De Thatcher, Valérie Pécresse fait pourtant le portrait d’une femme exceptionnelle, ferme et courageuse, qui a redressé son pays.
Thatcher est la dame de fer et elle « la dame de faire » qui dit avoir montré de quoi elle est capable en dirigeant l’Île-de-France depuis 2015. « Le plus beau compliment qu’on m’ait fait, c’est de m’appeler la dame de faire. Les femmes visent l’efficacité et l’action. Les hommes sont dans le discours », assure Pécresse, séduite par ce surnom.
Lâchée par ses pairs
La candidate, qui se revendique comme viscéralement féministe, a néanmoins trahi ses convictions en affirmant dans sa campagne de réélection à la présidence de la région francilienne en 2015 qu’« il n’y a rien de tel qu’une femme pour faire le ménage ».
La vidéo, qui refait surface sur les réseaux sociaux, ne rend pas service à Valérie Pécresse, qui est raillée jusque dans son propre camp. L’ancienne garde des Sceaux Rachida Dati, qui voudrait prendre la direction des Républicains après la présidentielle, lui reproche notamment son manque d’incarnation.
De son côté, l’ex-président républicain Nicolas Sarkozy, dont elle espérait pourtant le soutien, pencherait plutôt pour Macron.

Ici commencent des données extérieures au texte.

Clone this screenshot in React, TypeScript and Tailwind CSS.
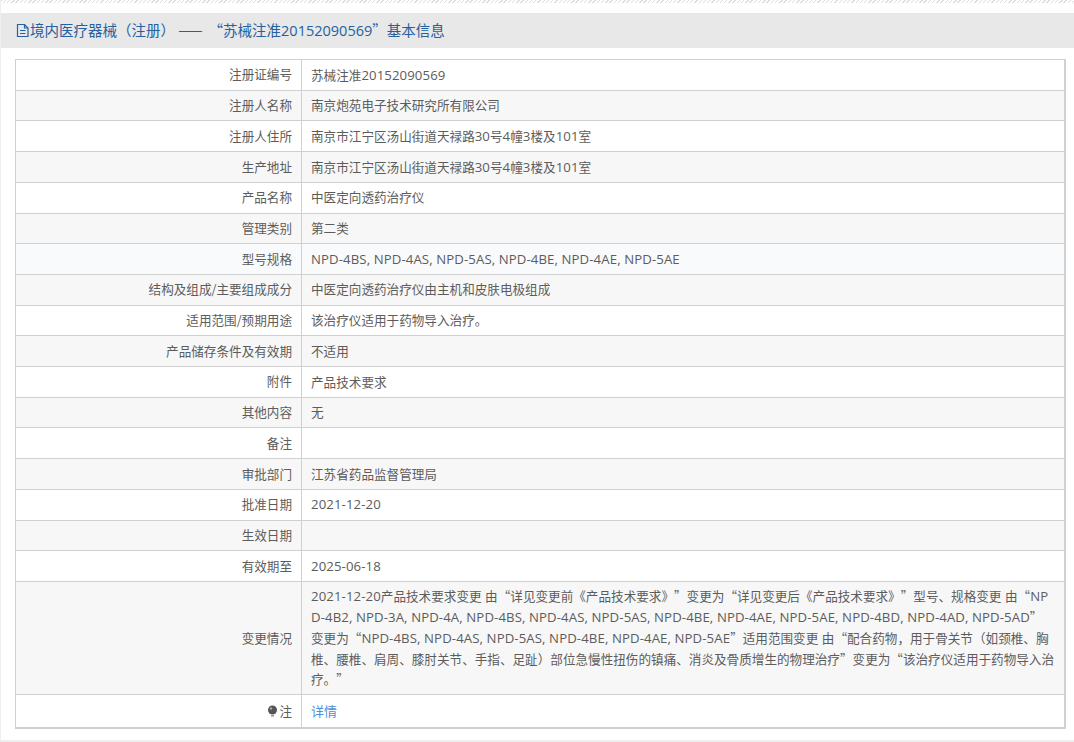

Que reproche-t-il à son ancienne ministre ? Son manque de fantaisie, comme il l’avait confié dans une émission de télévision en novembre dernier, ou sa gratitude sans cesse renouvelée à son prédécesseur Jacques Chirac, qui l’avait nommée conseillère politique à l’Élysée en 1997, l’année de ses 30 ans ?
Qualifiée par ses détracteurs de « bourgeoise versaillaise » en raison de ses origines sociales aisées, Valérie Pécresse répond qu’il y a un « malentendu profond » entre ce qu’elle est et ce que les gens imaginent.
Elle revendique ses réussites en politique comme des galons gagnés uniquement grâce à son travail et sa détermination.
En décembre dernier, elle a certes remporté la primaire interne de son parti, devenant la première femme candidate de la droite pour la présidentielle. Mais cette qualification l’a vite propulsée sur un chemin de croix qu’elle pourrait terminer sur les rotules, vaincue, dès le premier tour, le 10 avril.